Community Outreach—Meals on Wheels

Brakes To Go aims to better the communities in which it operates and is proud of its continuing effort to give back. Brakes To Go and Meals-On-Wheels Central Texas (MOWCTX) recently completed a two-year partnership to help nourish and enrich the lives of older homebound adults. Brakes To Go continues to provide a 10% discount on repairs for MOWCTX’s fleet vehicles and for MOWCTX volunteer driver vehicles as well. Finally, under this partnership, Brakes To Go committed to donate approximately $5,000 a year, which translates into the purchase, preparation, and distribution of about 2,000 nutritious meals. The company intends to expand its relationship with Meals-On-Wheels providers in both Dallas-Fort Worth and Houston as it expands in those regions.

Use of Proceeds

Brakes To Go intends to use proceeds from this raise to pay for operational startup costs associated with the company’s expansion to new service regions in larger metropolitan cities such as Dallas-Fort Worth, and/or Houston.  Aside from these upfront costs, the largest portion of raise proceeds will be used for extensive brand awareness marketing and advertising campaigns in the new service regions, as well as limited additional marketing in Austin.

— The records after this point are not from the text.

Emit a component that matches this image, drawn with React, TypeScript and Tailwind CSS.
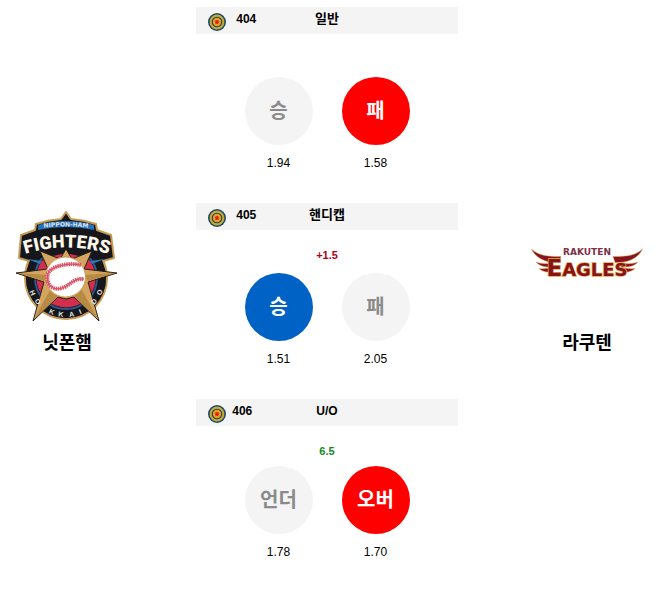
import { clsx } from "clsx";

type Pick = {
  label: string;
  odds: string;
  tone: "idle" | "red" | "blue";
};

type Market = {
  id: string;
  title: string;
  line?: string;
  lineClass?: string;
  compact?: boolean;
  picks: Pick[];
};

const markets: Market[] = [
  {
    id: "404",
    title: "일반",
    picks: [
      { label: "승", odds: "1.94", tone: "idle" },
      { label: "패", odds: "1.58", tone: "red" },
    ],
  },
  {
    id: "405",
    title: "핸디캡",
    line: "+1.5",
    lineClass: "text-[#b00018]",
    picks: [
      { label: "승", odds: "1.51", tone: "blue" },
      { label: "패", odds: "2.05", tone: "idle" },
    ],
  },
  {
    id: "406",
    title: "U/O",
    line: "6.5",
    lineClass: "text-[#128a22]",
    compact: true,
    picks: [
      { label: "언더", odds: "1.78", tone: "idle" },
      { label: "오버", odds: "1.70", tone: "red" },
    ],
  },
];

const tones = {
  idle: "bg-[#f4f4f4] text-[#8b8b8b]",
  red: "bg-[#ff0000] text-white",
  blue: "bg-[#0062c4] text-white",
};

// Letters along the bottom ring of the Fighters badge, in degrees from straight down
const ringLetters = [
  { char: "H", angle: 66 },
  { char: "O", angle: 50 },
  { char: "K", angle: 23 },
  { char: "K", angle: 8 },
  { char: "A", angle: -9 },
  { char: "I", angle: -23 },
  { char: "D", angle: -50 },
  { char: "O", angle: -67 },
];

function TargetIcon() {
  return (
    <svg viewBox="0 0 18 18" className="h-[18px] w-[18px]" aria-hidden="true">
      <circle cx="9" cy="9" r="9" fill="#234a6b" />
      <circle cx="9" cy="9" r="7.4" fill="#c3ab35" />
      <circle cx="9" cy="9" r="5.3" fill="#2c3f52" />
      <circle cx="9" cy="9" r="4.2" fill="#dfa32a" />
      <circle cx="9" cy="9" r="2" fill="#ee1c14" />
    </svg>
  );
}

function FightersLogo() {
  return (
    <svg viewBox="0 0 102 112" className="w-[102px]" role="img" aria-label="Fighters">
      <defs>
        <path id="nippon" d="M20 18 Q50 13 80 18" />
        <path id="fighters" d="M3 45 Q50 28 99 45" />
      </defs>

      {/* badge */}
      <g fill="#15171c" stroke="#c79a55" strokeWidth="2" strokeLinejoin="round">
        <circle cx="50" cy="67" r="41" />
        <path d="M50 1 L55 8 Q68 9 80 13 L81 19 L95 24 L98 47 L87 50 L89 56 L11 56 L13 50 L3 47 L5 24 L19 19 L20 13 Q32 9 45 8 Z" />
      </g>
      <circle cx="50" cy="67" r="40" fill="#15171c" />
      <path d="M22 19 L22 14 Q50 6 78 14 L78 19 Q50 13 22 19Z" fill="#2a6fb0" />

      {/* ring segments */}
      <circle cx="50" cy="67" r="31" fill="none" stroke="#2b5690" strokeWidth="2" />
      <circle cx="50" cy="67" r="25" fill="none" stroke="#d42e4c" strokeWidth="9" />
      <path d="M11 46 L17 34 L83 34 L89 46 L72 47 L50 42 L28 47Z" fill="#15171c" />
      <path d="M11 48 L26 50 L24 53Z M89 48 L74 50 L76 53Z" fill="#2b78b8" />

      {/* star */}
      <path
        d="M50 38 L56 48 L76 40 L68 58 L101 62 L72 71 L83 110 L58 86 L50 88 L42 86 L17 110 L28 71 L0 62 L32 58 L24 40 L44 48 Z"
        fill="#d4a55e"
        stroke="#282118"
        strokeWidth="1"
      />
      <path d="M2 62 L32 64 L28 70Z M99 62 L68 64 L72 70Z M18 108 L34 79 L42 85Z M82 108 L66 79 L58 85Z" fill="#b98a44" />

      {/* ball */}
      <circle cx="49.5" cy="66" r="20" fill="#fff" stroke="#c99c55" strokeWidth="1" />
      <path d="M65 54 C50 51 33 56 31.5 64 C30 74 37 80 46 77 C55 74 57 67 68 68" fill="none" stroke="#d85268" strokeWidth="4" strokeDasharray="1.5 0.7" />
      <path d="M65 54 C50 51 33 56 31.5 64 C30 74 37 80 46 77 C55 74 57 67 68 68" fill="none" stroke="#d85268" strokeWidth="1.2" />

      <text fontSize="6" fill="#d7e6f5" textAnchor="middle" className="font-['DejaVu_Sans',sans-serif] font-bold">
        <textPath href="#nippon" startOffset="50%">NIPPON-HAM</textPath>
      </text>
      <text
        className="font-[Roboto,'Liberation_Sans',sans-serif] font-black"
        fontSize="18"
        fill="#fff8e8"
        textAnchor="middle"
      >
        <textPath href="#fighters" startOffset="50%">FIGHTERS</textPath>
      </text>
      <g className="font-['Liberation_Sans',sans-serif] font-bold">
        {ringLetters.map((l, i) => (
          <text key={i} x="50" y="106" fontSize="7" fill="#e4e4e4" textAnchor="middle" transform={`rotate(${l.angle} 50 67)`}>
            {l.char}
          </text>
        ))}
      </g>
    </svg>
  );
}

function EaglesLogo() {
  return (
    <svg viewBox="0 0 112 38" className="w-[112px]" role="img" aria-label="Rakuten Eagles">
      <g id="wing" fill="#86141c" stroke="#e9a94b" strokeWidth="0.5">
        <path d="M0.5 1 C7 7 14 8.5 30 8.5 L28 14.5 C16 15 5 11 0.5 1Z" />
        <path d="M5 14 C10 16 16 16 22 15 L22 19 C15 19.5 9 18.5 5 14Z" />
        <path d="M8 20.5 C13 21 17 20.5 22 19 L22 23 C16 25 12 24 8 20.5Z" />
      </g>
      <use href="#wing" transform="translate(112 0) scale(-1 1)" />
      <text x="56" y="7" fontSize="9" textAnchor="middle" fill="#7d3048" className="font-['DejaVu_Sans',sans-serif] font-bold">
        RAKUTEN
      </text>
      <text
        x="56"
        y="28"
        textAnchor="middle"
        fontSize="18"
        fill="#86141c"
        stroke="#e9a94b"
        strokeWidth="1.4"
        paintOrder="stroke"
        className="font-['DejaVu_Sans',sans-serif] font-bold"
      >
        <tspan fontSize="23">E</tspan>AGLES
      </text>
    </svg>
  );
}

function Team({ name, children }: { name: string; children: React.ReactNode }) {
  return (
    <div className="flex w-[134px] shrink-0 flex-col items-center gap-2 pb-1">
      <div className="flex h-[112px] items-center">{children}</div>
      <h2 className="text-[18px] leading-6 font-bold">{name}</h2>
    </div>
  );
}

function MarketCard({ market }: { market: Market }) {
  return (
    <section>
      <header className="grid h-[27px] grid-cols-3 bg-[#f4f4f4] leading-6 font-bold">
        <div className={clsx("flex pl-3 text-[12px]", market.compact ? "gap-1.5" : "gap-2.5")}>
          <span className="pt-1.5">
            <TargetIcon />
          </span>
          <span>{market.id}</span>
        </div>
        <h3 className={clsx("text-center", market.compact ? "text-[12px]" : "text-[13px]")}>{market.title}</h3>
      </header>
      <p
        className={clsx(
          "pt-4 text-center text-[11px] leading-[18px] font-bold",
          market.compact ? "h-10" : "h-[43px]",
          market.lineClass
        )}
      >
        {market.line}
      </p>
      <div className="flex justify-center gap-[29px]">
        {market.picks.map((pick) => (
          <div key={pick.label} className="flex flex-col items-center gap-2">
            <button
              type="button"
              className={clsx("h-[68px] w-[68px] rounded-full text-[20px] leading-6 font-bold", tones[pick.tone])}
            >
              {pick.label}
            </button>
            <span className="text-[12px] leading-5">{pick.odds}</span>
          </div>
        ))}
      </div>
    </section>
  );
}

export default function App() {
  return (
    <main className="flex items-center justify-between bg-white pt-[7px] pr-1 pb-6 font-['Liberation_Sans','Noto_Sans_CJK_KR',sans-serif] text-black">
      <Team name="닛폰햄">
        <FightersLogo />
      </Team>
      <div className="flex w-2/5 flex-col gap-[30px]">
        {markets.map((market) => (
          <MarketCard key={market.id} market={market} />
        ))}
      </div>
      <Team name="라쿠텐">
        <EaglesLogo />
      </Team>
    </main>
  );
}
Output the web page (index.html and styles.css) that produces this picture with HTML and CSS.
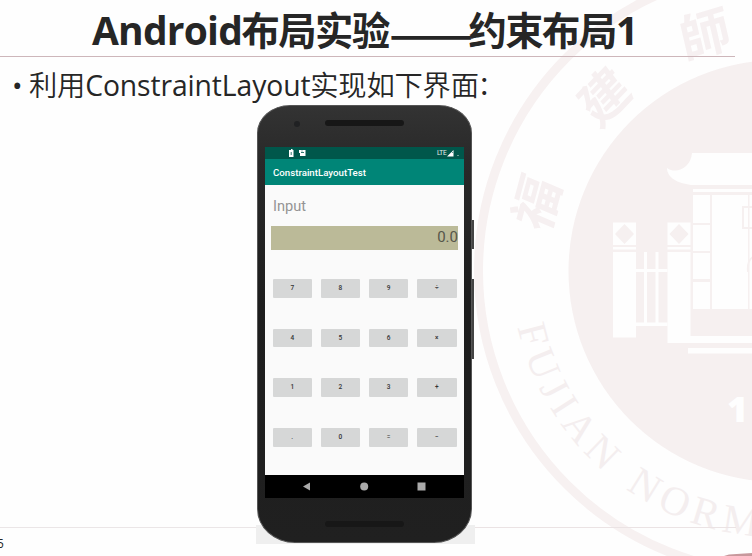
FILE: index.html
```html
<!DOCTYPE html>
<html lang="zh-CN">
<head>
<meta charset="utf-8">
<title>Android布局实验</title>
<link rel="stylesheet" href="styles.css">
</head>
<body>
<main class="slide">
  <svg class="seal" viewBox="0 0 752 556" aria-hidden="true">
    <circle class="seal-ring" cx="781" cy="271" r="302.5"/>
    <circle class="seal-fill" cx="779.5" cy="271" r="211"/>
    <g class="seal-hanzi">
      <text transform="translate(537 203) rotate(-75) skewX(-8)" y="18">福</text>
      <text transform="translate(605 97) rotate(-46) skewX(-8)" y="18">建</text>
      <text transform="translate(705 35) rotate(-17) skewX(-4)" y="18">師</text>
    </g>
    <path id="arc" fill="none" d="M517.5 327 A269 269 0 0 0 1049 271"/>
    <text class="seal-latin"><textPath href="#arc" textLength="340">FUJIAN<tspan dx="5"> </tspan>NORM</textPath></text>
    <g class="seal-gate">
      <path d="M667 168C677 175 691 167 692 153H752V185H691C678 183 667 178 667 168Z"/>
      <path d="M693 189H752V192H693ZM693 195H710V223H693ZM712 195H748V309H712ZM749.500 195H752V309H749.500ZM693 225H710V251H693ZM693 253H710V279H693ZM693 282H710V309H693Z"/>
      <path d="M613 222.500H636V245H613ZM613 247H636V249.500H613ZM613 252H636V337.500H613Z"/>
      <path d="M667.500 222.500H690.500V245H667.500ZM667.500 247H690.500V249.500H667.500ZM667.500 252H690.500V336H752V343H667.500ZM688 348H752V353.500H688Z"/>
      <path d="M644 252H647V323H644ZM655.500 252H658.500V323H655.500ZM636 269H667.500V272H636ZM636 322.500H667.500V326H636Z"/>
      <text x="727" y="422">1</text>
    </g>
    <path class="seal-fill" d="M624.500 224L634 234L624.500 244L615 234ZM679 224L688.500 234L679 244L669.500 234Z"/>
    <path class="seal-line" d="M753 207H743V228H753M753 257Q747 260 748 272"/>
  </svg>

  <h1 class="title"><span class="latin">Android</span><span class="han">布局实验</span><span class="dash">——</span><span class="han">约束布局</span><span class="one">1</span></h1>

  <section class="body">
    <p class="bullet"><span class="dot">•</span><span class="han">利用</span><span class="latin">ConstraintLayout</span><span class="han">实现如下界面</span><span class="colon">：</span></p>
    <div class="picture">
      <div class="phone">
        <div class="forehead"><i class="camera"></i><i class="speaker"></i></div>
        <div class="screen">
          <div class="status">
            <svg class="notes" viewBox="0 0 20 8"><path fill="#fff" d="M1 1H2V0H3.500V1H4.500V8H0V1ZM10 1H16.500V7H11V4H10Z"/><path stroke="#00574b" stroke-width=".8" d="M2.200 3V6M12 3.500H15M13 1.500V2.500" fill="none"/></svg>
            <span class="lte">LTE</span>
            <svg class="signal" viewBox="0 0 13 8"><path fill="#fff" d="M0 7.500L6.500 1V7.500Z"/><path stroke="#00574b" stroke-width=".6" d="M4 2L6 4"/><path fill="#6b9a92" d="M10 6H12V7H10Z"/></svg>
          </div>
          <div class="appbar">ConstraintLayoutTest</div>
          <div class="app">
            <div class="label">Input</div>
            <div class="field">0.0</div>
            <div class="keys">
              <b>7</b><b>8</b><b>9</b><b>÷</b>
              <b>4</b><b>5</b><b>6</b><b>×</b>
              <b>1</b><b>2</b><b>3</b><b>+</b>
              <b>.</b><b>0</b><b>=</b><b>−</b>
            </div>
          </div>
          <svg class="nav" viewBox="0 0 199 23"><path d="M38 11.500L45 7.500V15.500ZM152.500 7.500H160.500V15.500H152.500Z"/><circle cx="99.200" cy="11.500" r="4"/></svg>
        </div>
        <div class="chin"><i class="speaker"></i></div>
      </div>
      <i class="power"></i>
      <i class="volume"></i>
    </div>
  </section>
  <footer class="footer"><span class="page">5</span><svg class="corner" viewBox="0 0 28 4"><path fill="#c8989c" d="M0 4L5 2.500L28 1V4Z"/></svg></footer>
</main>
</body>
</html>
```
FILE: styles.css
```css
* { box-sizing: border-box; }
body { margin: 0; background: #fff; }
.slide {
  position: relative;
  width: 752px;
  height: 556px;
  overflow: hidden;
  display: flex;
  flex-direction: column;
  background: #fefefe;
  color: #262626;
  font-family: "Open Sans", "Noto Sans CJK SC", sans-serif;
}
.seal { position: absolute; inset: 0; width: 752px; height: 556px; }
.seal-ring { fill: none; stroke: #f7f1f1; stroke-width: 9; }
.seal-fill { fill: #f6f0f0; }
.seal-line { fill: none; stroke: #f6f0f0; stroke-width: 2; }
.seal-hanzi { fill: #f6f0f1; font: 700 51px "Noto Sans CJK TC", sans-serif; text-anchor: middle; }
.seal-latin { fill: #f4eeef; font: 41px "Liberation Serif", serif; white-space: pre; }
.seal-gate { fill: #fefefe; font: 800 36px "Open Sans", sans-serif; }

.title, .body, .footer { position: relative; }
.title {
  flex: none;
  display: flex;
  width: 735px;
  height: 57px;
  margin: 0;
  padding-left: 92px;
  border-bottom: 1px solid #cdb6ba;
  font-size: 39px;
  line-height: 60px;
  font-weight: 700;
  white-space: nowrap;
}
.title span, .bullet span { flex: none; }
.title .latin { width: 150px; letter-spacing: -.8px; }
.title .han { width: 147px; margin-left: -.5px; margin-right: .5px; font-size: 38.300px; letter-spacing: -1.500px; line-height: 61px; }
.title .dash { width: 80px; font: 700 40px/64px "Noto Sans CJK SC", sans-serif; transform: scaleX(1.24); transform-origin: left; }
.title .one { width: 22px; }

.body { flex: none; height: 470px; }
.bullet {
  display: flex;
  height: 48px;
  margin: 0;
  padding-left: 12px;
  font-size: 28.300px;
  line-height: 56px;
  white-space: nowrap;
}
.bullet .dot { width: 17px; font-size: 28px; }
.bullet .han { font-weight: 350; letter-spacing: -.2px; }
.bullet .latin { width: 225px; letter-spacing: -.1px; }
.bullet .colon { width: 28px; margin-left: -1px; font-size: 26px; }

.picture {
  position: relative;
  width: 219px;
  height: 439px;
  margin-left: 256px;
  padding-left: 1px;
  background: linear-gradient(transparent 420px, #efefef 420px);
}
.phone {
  width: 215px;
  height: 438px;
  padding: 0 7px;
  border: 1px solid #555;
  border-radius: 33px 33px 38px 38px / 28px 28px 34px 34px;
  background: linear-gradient(#333 0, #292929 55px, #1d1d1d 200px, #202020);
}
.forehead { height: 41px; display: flex; align-items: flex-start; padding: 14px 0 0 29px; }
.camera { width: 6px; height: 6px; margin-top: 1px; border-radius: 50%; background: #202123; }
.speaker { width: 79px; height: 6px; border-radius: 3px; background: #171717; }
.forehead .speaker { margin-left: 25px; }
.screen { width: 199px; font-family: Roboto, sans-serif; }
.status { height: 12px; display: flex; align-items: center; padding-left: 24px; background: #00574b; }
.notes { width: 20px; height: 8px; }
.lte { margin-left: 128px; color: #e5efed; font-size: 6.500px; letter-spacing: -.3px; line-height: 12px; }
.signal { width: 13px; height: 8px; margin-left: 1px; }
.appbar { height: 26px; padding-left: 8px; background: #008577; color: #fff; font-size: 9.700px; font-weight: 500; line-height: 27px; }
.app { height: 290px; padding: 11px 6px 0; background: #fafafa; }
.label { height: 30px; padding-left: 2px; color: #949494; font-size: 14.600px; line-height: 20px; }
.field { height: 24px; background: #bbba98; color: #56564a; font-size: 15px; line-height: 22px; text-align: right; }
.keys { display: grid; grid-template-columns: repeat(4, 39.500px); column-gap: 8.700px; row-gap: 31.200px; padding: 29px 0 0 1.500px; }
.keys b { height: 18.500px; border-radius: 1px; background: #d6d7d7; color: #333; font-size: 6.500px; font-weight: 500; line-height: 18.500px; text-align: center; }
.nav { display: block; width: 199px; height: 23px; background: #000; fill: #aaa; }
.chin { display: flex; justify-content: center; padding-top: 23px; }
.power, .volume { position: absolute; left: 216px; width: 2px; background: #444; }
.power { top: 115px; height: 29px; }
.volume { top: 174px; height: 80px; }

.footer { flex: none; height: 29px; }
.footer::before { content: ""; position: absolute; top: 0; left: 0; width: 256px; height: 1px; background: #ebe6e7; }
.footer::after { content: ""; position: absolute; top: 0; left: 475px; width: 261px; height: 1px; background: #ebe3e4; }
.page { display: block; margin-left: -3px; padding-top: 8px; font-size: 12px; line-height: 17px; }
.corner { position: absolute; right: 0; bottom: 0; width: 28px; height: 4px; }
```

If Brakes To Go raises the minimum amount of $50,000 it plans to use the proceeds primarily for the following:

  • General marketing (15%)
  • Manufacturing (26%)
  • Equipment purchases (5%)
  • Repayment of debt (12%)
  • Administrative overhead (16%)
  • Cash reserves (26%)

If Brakes To Go raises the maximum amount of $1,070,000 it plans to use the proceeds primarily for the following:

  • General marketing (15%)
  • Manufacturing (26%)
  • Equipment purchases (5%)
  • Repayment of debt (12%)
  • Administrative overhead (15%)
  • Cash reserves (27%)

Product Roadmap

As Brakes To Go expands to new service regions, the company intends to purchase additional service vans and certain specialty equipment necessary to deploy technicians on customer service appointments. Operational goals during the first year of the company’s expansion plan include raising customer transaction count high enough to require the staffing of four technicians and reaching targeted gross sales in excess of $1 million.

A significant portion of the proceeds used during the company’s expansion period are intended to cover the cost of brand awareness marketing to introduce the company’s alternative automotive service method. While expanded brand awareness marketing could benefit the existing Austin service region, the company’s primary targets are new customers in the Houston and/or Dallas-Fort Worth areas.

Business Model

Brakes To Go services customer vehicles at the time and location of their choice. Brake pad replacement averages $149 per axle, which includes both parts and labor. For all other brake repairs customers pay a fixed labor fee depending on the particular service purchased (i.e., front brake pad and rotor replacement, front and rear brake pad replacement and front rotor replacement, etc.) plus a 15% markup on MSRP for parts. The company’s labor charges are based on the repair performed, not on the make and model of the vehicle, or on the amount of time required to conduct a repair. With the exception of luxury and over-sized vehicles for which market factors and repair complexity dictate a slightly higher labor fee, most customers pay the same labor charges.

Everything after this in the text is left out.